Um dos atingidos com três balas de borracha foi Fernando Alfradique Scanferla, autônomo e que faz trabalhos sociais na comunidade. Em depoimento ao delegado do Gaeco, Ricardo Jorge Pereira Filho, Scanferla mostrou os ferimentos, contou sua versão dos fatos e foi orientado a fazer exame de corpo delito no IML (Instituto Médico Legal). "Estou com medo de ser retaliado, me sinto ameaçado por essa corporação que anda armada. Meu trabalho ali foi ajudar a comunidade que quer ser ouvida. A gente se mobiliza em várias causas na cidade. Sou trabalhador, estudante universitário, não agrido ninguém. O que ocorreu com o Cristiano me chocou. Ele cometeu alguns erros no passado, estava trabalhando e eu acho todo mundo merece uma segunda oportunidade, mas ele não teve."

Representantes do Movimento Nacional dos Direitos Humanos e de outras entidades foram ao Gaeco
Representantes do Movimento Nacional dos Direitos Humanos e de outras entidades foram ao Gaeco | Foto: Guilherme Marconi

Segundo o representante do MNDH, só em 2019 foram 36 mortes de jovens em confrontos com Polícia Militar. "A maioria era de negros, moradores de periferia e citado como marginais. Estamos aqui para que autoridades investiguem. Estamos aqui porque acreditamos na Justiça e acredito que ela seja feita. Queremos paz, estamos falando de seres humanos. Isso tem que mudar. Essas abordagens policiais precisam ser filmadas, um promotor precisa acompanhar o inquérito" cobrou Santana.

O pai do rapaz, o motoboy Adenilson Rodrigues de Jesus, já foi ouvido pela Polícia Civil. Em entrevista à FOLHA, disse que o filho é inocente e que foi alvo de uma execução. "Foram ouvidos cinco disparos, três deles em órgãos vitais. Ele foi executado porque tiro no tórax e abdômen não é para conter reação de quem estivesse correndo. Ele foi tirado da gente de forma brutal e só depois de horas eles [policiais militares] levaram a suposta arma do crime. Peço uma perícia neste revolver que não pertence ao meu filho."

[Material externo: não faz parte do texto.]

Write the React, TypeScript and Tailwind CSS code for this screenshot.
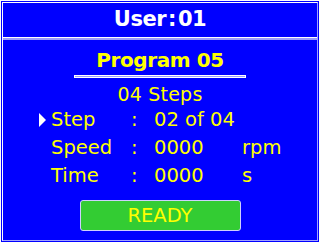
import { ReactNode } from "react";

const font = { fontFamily: '"DejaVu Sans", Verdana, sans-serif' };

function Row({
  active,
  label,
  value,
  unit,
}: {
  active?: boolean;
  label: string;
  value: string;
  unit?: string;
}) {
  return (
    <div className="grid grid-cols-[15px_80px_23px_88px_40px] items-center h-[28px] pl-[33px]">
      <div className="flex">
        {active && (
          <svg width="8" height="14" viewBox="0 0 8 14" className="ml-[3px]">
            <polygon points="0,0 7,7 0,14" fill="#ffffff" />
          </svg>
        )}
      </div>
      <span>{label}</span>
      <span>:</span>
      <span>{value}</span>
      <span>{unit}</span>
    </div>
  );
}

function Frame({ children }: { children: ReactNode }) {
  return (
    <div className="w-[320px] h-[243px] bg-[#0000ff] border border-white p-px">
      <div className="h-full border border-white border-r-[#a0a0ff] border-b-[#a0a0ff] flex flex-col">
        {children}
      </div>
    </div>
  );
}

export default function App() {
  return (
    <div style={font} className="w-[320px] h-[243px] overflow-hidden">
      <Frame>
        {/* Header */}
        <div className="h-[34px] flex items-center justify-center text-white font-bold text-[21px] tracking-[-0.5px]">
          User<span className="mx-[2px]">:</span>01
        </div>
        <div className="h-[3px] bg-[#9a9aff] border-t border-white" />

        {/* Program */}
        <div className="flex flex-col items-center text-[#ffff00]">
          <div className="mt-[7px] h-[25px] flex items-center font-bold text-[20px] tracking-[-0.4px]">
            Program 05
          </div>
          <div className="mt-[3px] w-[172px] h-[3px] bg-[#9a9aff] border border-white" />
          <div className="mt-[4px] h-[24px] flex items-center text-[19px] tracking-[0.2px]">
            04 Steps
          </div>
        </div>

        {/* Rows */}
        <div className="text-[#ffff00] text-[19.5px] leading-none">
          <Row active label="Step" value="02 of 04" />
          <Row label="Speed" value="0000" unit="rpm" />
          <Row label="Time" value="0000" unit="s" />
        </div>

        {/* Status */}
        <div className="flex justify-center mt-[10px]">
          <div className="w-[161px] h-[31px] bg-[#33cc33] border border-[#d0d0ff] rounded-[3px] flex items-center justify-center text-[#ffff00] text-[19.5px]">
            READY
          </div>
        </div>
      </Frame>
    </div>
  );
}
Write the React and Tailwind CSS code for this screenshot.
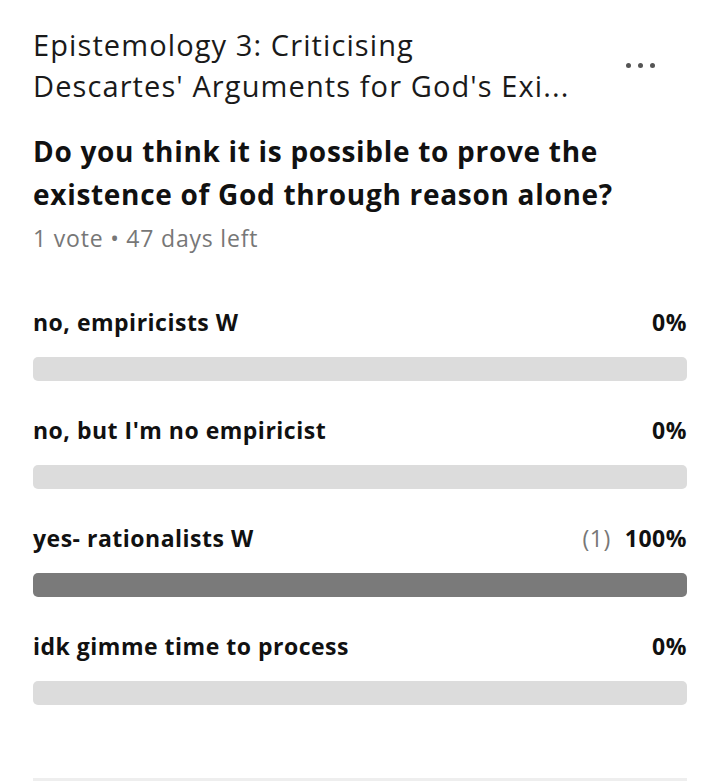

Para Robsmar da Silva, membro do Conselho Municipal da Igualdade Racial, a morte do jovem após abordagem rotineira foi fruto de uma ação com força desproporcional. "A gente entende isso como uma situação que já transgrediu a questão do racismo. Além disso, as pessoas têm o direito de protestar.A gente enxerga que essa situação precisa ser levada à Secretaria Estadual de Segurança Pública."

O delegado do Gaeco informou que a denúncia de lesão corporal ocorrida no confronto será encaminhada para apuração do Ministério Público. "Ouvimos uma testemunha, juntamos as imagens e fotografias da lesão. As providências devem ser tomadas pela Corregedoria da Polícia Militar investigar administrativamente e para Vara da Justiça Militar para apurar a questão criminal", disse Pereira Filho.

Procurado pela FOLHA, o comandante do 5º Batalhão da PM, tenente-coronel Nelson Villa, disse que os conselhos e os moradores estão no direito em buscar o Gaeco. "Nós confiamos no Ministério Público e de que as medidas apropriadas serão tomadas. A Policia Militar tem agido com toda transparência e apurações dos fatos serão feitas de acordo com o código de processo penal e no âmbito do direito disciplinar."